----- Provided data -----

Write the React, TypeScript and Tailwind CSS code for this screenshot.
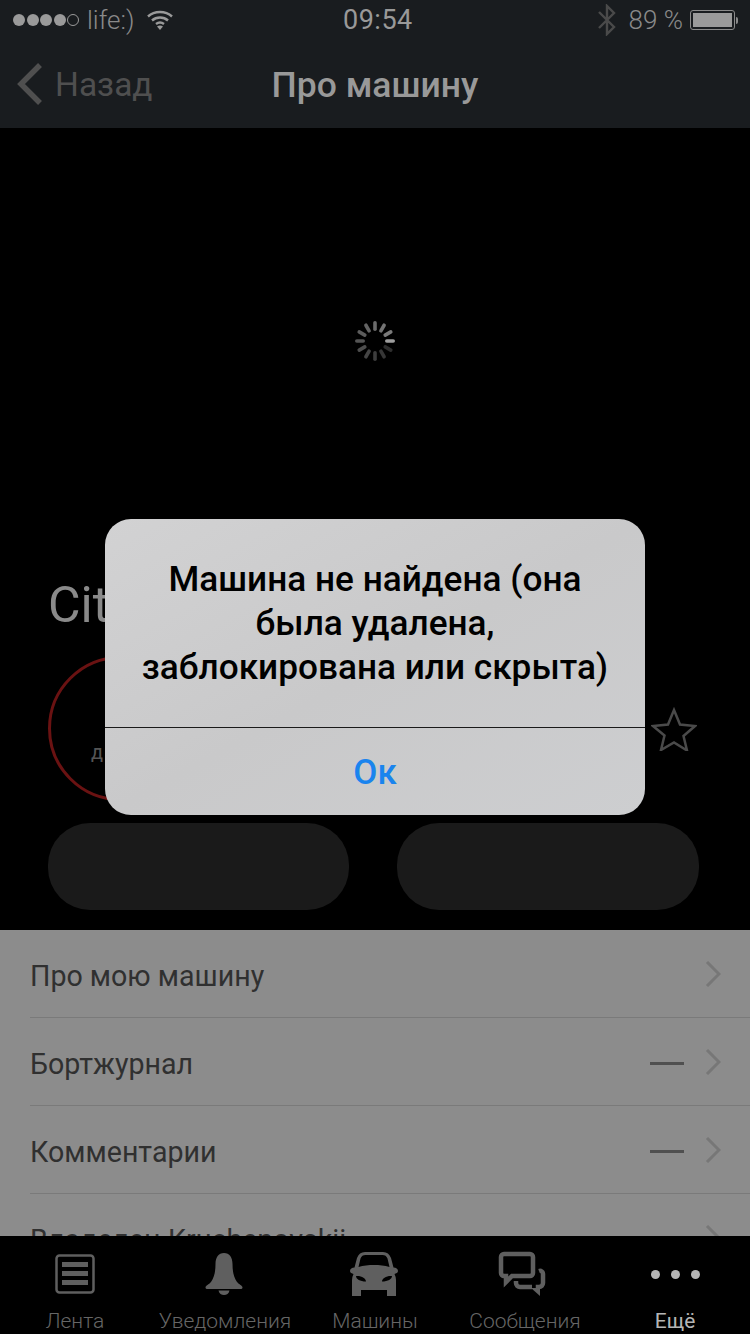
const rows = [
  { label: "Про мою машину", dash: false },
  { label: "Бортжурнал", dash: true },
  { label: "Комментарии", dash: true },
  { label: "Владелец Kruchenovskii", dash: false },
];

const spokes = [0, 30, 60, 90, 120, 150, 180, 210, 240, 270, 300, 330];

function Spinner() {
  return (
    <svg width="40" height="40" viewBox="0 0 40 40">
      {spokes.map((a, i) => (
        <rect
          key={a}
          x="18.2"
          y="0"
          width="3.6"
          height="10"
          rx="1.8"
          fill="#fff"
          opacity={i === 3 ? 0.62 : 0.18 + ((i + 8) % 12) * 0.03}
          transform={`rotate(${a} 20 20)`}
        />
      ))}
    </svg>
  );
}

function Chevron({ className }: { className: string }) {
  return (
    <svg className={className} width="16" height="28" viewBox="0 0 16 28" fill="none">
      <path d="M2 2l12 12L2 26" stroke="currentColor" strokeWidth="3" />
    </svg>
  );
}

function Row({ label, dash }: { label: string; dash: boolean }) {
  return (
    <div className="ml-[30px] flex h-[88px] shrink-0 items-center border-b border-[#7a7a7a] pr-[29px]">
      <span className="flex-1 pt-[5px] text-[28.6px] whitespace-nowrap text-[#303030]">{label}</span>
      {dash && <span className="mt-[3px] mr-[21px] h-[3px] w-[34px] bg-[#505050]" />}
      <Chevron className="text-[#777]" />
    </div>
  );
}

function FeedIcon() {
  return (
    <svg width="40" height="40" viewBox="0 0 40 40" fill="none">
      <rect x="1.5" y="1.5" width="37" height="37" rx="3" stroke="#5f5f5f" strokeWidth="2.500" />
      <rect x="7" y="8" width="26" height="5" fill="#5f5f5f" />
      <rect x="7" y="17" width="26" height="5" fill="#5f5f5f" />
      <rect x="7" y="26" width="26" height="5" fill="#5f5f5f" />
    </svg>
  );
}

function BellIcon() {
  return (
    <svg className="mr-[2px]" width="38" height="42" viewBox="0 0 38 42" fill="#5f5f5f">
      <path d="M19 0c5.500 0 8.500 4.500 8.500 11 0 7 1 13 4.500 18 2 2.500 5.500 3.500 5.500 5.500 0 1-1 1.500-2 1.500H2.500c-1 0-2-.5-2-1.500 0-2 3.500-3 5.500-5.500 3.500-5 4.500-11 4.500-18C10.500 4.500 13.500 0 19 0z" />
      <path d="M13.500 37.500h11c-.5 3-3 4.500-5.500 4.500s-5-1.500-5.500-4.500z" />
    </svg>
  );
}

function CarIcon() {
  return (
    <svg className="mr-[3px]" width="48" height="44" viewBox="0 0 48 44" fill="#5f5f5f">
      <path
        fillRule="evenodd"
        d="M15 0h18c4 0 6.500 2 8 6l2.500 9.500c2.500 0 4.500 1.500 4.500 3.500s-2 2.500-3.500 3c1 2 1.500 4 1.500 6v16h-9v-6H11v6H2V28c0-2 .5-4 1.500-6C2 21.500 0 21 0 19s2-3.500 4.500-3.500L7 6c1.500-4 4-6 8-6zm.5 3c-2.500 0-4 1-5 3.500L8.500 15c5-1.500 10-2 15.500-2s10.500.5 15.500 2L37.500 6.500c-1-2.500-2.500-3.500-5-3.500h-17zM6 24c0 3 4 5.500 10 5.500 0-3-4.500-6-10-5.500zm36 0c-5.500-.5-10 2.500-10 5.500 6 0 10-2.500 10-5.500z"
      />
    </svg>
  );
}

function ChatIcon() {
  return (
    <svg className="mr-[6px]" width="48" height="46" viewBox="0 0 48 46" fill="none">
      <path
        d="M6 3h26a3 3 0 0 1 3 3v16a3 3 0 0 1-3 3H14l-6 6v-6H6a3 3 0 0 1-3-3V6a3 3 0 0 1 3-3z"
        stroke="#5f5f5f"
        strokeWidth="4.500"
      />
      <path
        d="M41 20a3 3 0 0 1 4 3v9a4 4 0 0 1-4 4h-1v1M34 36H22a4 4 0 0 1-4-4v-2"
        stroke="#5f5f5f"
        strokeWidth="4.500"
      />
      <path d="M33 37h9v8z" fill="#5f5f5f" />
    </svg>
  );
}

function DotsIcon() {
  return (
    <div className="flex gap-[11px]">
      <span className="h-[9px] w-[9px] rounded-full bg-[#b5b5b5]" />
      <span className="h-[9px] w-[9px] rounded-full bg-[#b5b5b5]" />
      <span className="h-[9px] w-[9px] rounded-full bg-[#b5b5b5]" />
    </div>
  );
}

const tabs = [
  { label: "Лента", icon: <FeedIcon />, active: false },
  { label: "Уведомления", icon: <BellIcon />, active: false },
  { label: "Машины", icon: <CarIcon />, active: false },
  { label: "Сообщения", icon: <ChatIcon />, active: false },
  { label: "Ещё", icon: <DotsIcon />, active: true },
];

export default function App() {
  return (
    <div className="relative flex h-[1334px] w-[750px] flex-col overflow-hidden bg-black font-['Roboto',sans-serif]">
      <header className="h-[128px] shrink-0 bg-[#191c1f]">
        <div className="flex h-[40px] items-center pl-[13px] pr-[12px] text-[26px] text-[#8a8a8a]">
          <div className="flex w-[330px] items-center">
            <div className="flex items-center gap-[1.500px]">
              <span className="h-[12px] w-[12px] rounded-full bg-[#9a9a9a]" />
              <span className="h-[12px] w-[12px] rounded-full bg-[#9a9a9a]" />
              <span className="h-[12px] w-[12px] rounded-full bg-[#9a9a9a]" />
              <span className="h-[12px] w-[12px] rounded-full bg-[#9a9a9a]" />
              <span className="h-[12px] w-[12px] rounded-full border border-[#9a9a9a]" />
            </div>
            <span className="ml-[8px] font-light">life:)</span>
            <svg className="ml-[13px]" width="26" height="20" viewBox="0 0 26 20" fill="none" stroke="#9a9a9a" strokeWidth="2.400">
              <path d="M1 6.500C7.500 .5 18.500 .5 25 6.500" />
              <path d="M5 10.500c4.500-4 11.500-4 16 0" />
              <path d="M9 14c2.500-2 5.500-2 8 0" />
              <path d="M13 20l-3-3.500c2-1.200 4-1.200 6 0z" fill="#9a9a9a" stroke="none" />
            </svg>
          </div>
          <span className="pt-[1px] text-[27px] tracking-[0.5px] text-[#999]">09:54</span>
          <div className="flex flex-1 items-center justify-end">
            <svg width="18" height="32" viewBox="0 0 18 32" fill="none" stroke="#4a4a4a" strokeWidth="2.400">
              <path d="M1 8l15 15-7 7V2l7 7L1 24" />
            </svg>
            <span className="ml-[13px] font-light">89 %</span>
            <div className="ml-[7px] flex items-center">
              <div className="h-[20px] w-[45px] rounded-[3px] border border-[#8a8a8a] p-[2px]">
                <div className="h-full w-[39px] bg-[#9a9a9a]" />
              </div>
              <span className="ml-[1px] h-[7px] w-[2px] rounded-r bg-[#8a8a8a]" />
            </div>
          </div>
        </div>
        <div className="relative flex h-[88px] items-center justify-center pt-[3px]">
          <div className="absolute left-[17px] top-[17px] flex items-center text-[#4f4f4f]">
            <svg width="26" height="42" viewBox="0 0 26 42" fill="none" stroke="currentColor" strokeWidth="5.500">
              <path d="M23 2L4 21l19 19" />
            </svg>
            <span className="ml-[12px] pt-[3px] text-[33.5px]">Назад</span>
          </div>
          <h1 className="text-[35.500px] font-medium text-[#999]">Про машину</h1>
        </div>
      </header>

      <section className="flex h-[802px] shrink-0 flex-col px-[48px]">
        <div className="flex h-[447px] shrink-0 items-start justify-center pt-[193px]">
          <Spinner />
        </div>
        <div className="text-[50px] leading-[60px] text-[#8a8a8a]">Citroen</div>
        <div className="mt-[21px] flex h-[145px] shrink-0 items-center">
          <div className="flex h-[145px] w-[145px] items-center justify-start rounded-full border-[3px] border-[#6a1212] pl-[40px] pt-[46px] text-[20px] text-[#555]">
            д
          </div>
          <svg className="ml-auto mr-[5px]" width="46" height="44" viewBox="0 0 46 44" fill="none" stroke="#4a4a4a" strokeWidth="2.500">
            <path d="M23 3l6 14.500 15 1.500-11.500 10 3.500 14.500L23 35.500 10 43l3.500-14.500L2 19l15-1.500z" />
          </svg>
        </div>
        <div className="mt-[22px] flex gap-[48px]">
          <div className="h-[87px] w-[301px] rounded-[42px] bg-[#1a1a1a]" />
          <div className="h-[87px] w-[302px] rounded-[42px] bg-[#1a1a1a]" />
        </div>
      </section>

      <section className="flex h-[306px] shrink-0 flex-col overflow-hidden bg-[#8c8c8c]">
        {rows.map((r) => (
          <Row key={r.label} label={r.label} dash={r.dash} />
        ))}
      </section>

      <nav className="grid h-[98px] shrink-0 grid-cols-5 bg-black">
        {tabs.map((t) => (
          <div key={t.label} className="relative flex flex-col items-center">
            <div className="flex h-[66px] items-center justify-center pt-[10px]">{t.icon}</div>
            <span
              className={`mt-[4px] text-[21px] whitespace-nowrap ${t.active ? "text-[#b5b5b5]" : "font-light text-[#666]"}`}
            >
              {t.label}
            </span>
          </div>
        ))}
      </nav>

      <div className="absolute inset-0 flex items-center justify-center">
        <div className="w-[540px] overflow-hidden rounded-[26px] bg-gradient-to-br from-[#d2d2d3] via-[#c9c9ca] to-[#cdced0]">
          <div className="flex h-[209px] items-start justify-center border-b border-[#1a1a1a] px-[20px] pt-[38px] text-center text-[35.200px] leading-[44px] font-medium whitespace-nowrap text-black">
            <p>
              Машина не найдена (она
              <br />
              была удалена,
              <br />
              заблокирована или скрыта)
            </p>
          </div>
          <div className="flex h-[87px] items-center justify-center pt-[3px] text-[35px] font-medium text-[#1a84ee]">Ок</div>
        </div>
      </div>
    </div>
  );
}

-----

Direction: Look at the listing and set down only the lines from its start through the line with "270, 300, 330];", word for word and without pictures.

Response to this task:
Write the React, TypeScript and Tailwind CSS code for this screenshot.
const rows = [
  { label: "Про мою машину", dash: false },
  { label: "Бортжурнал", dash: true },
  { label: "Комментарии", dash: true },
  { label: "Владелец Kruchenovskii", dash: false },
];

const spokes = [0, 30, 60, 90, 120, 150, 180, 210, 240, 270, 300, 330];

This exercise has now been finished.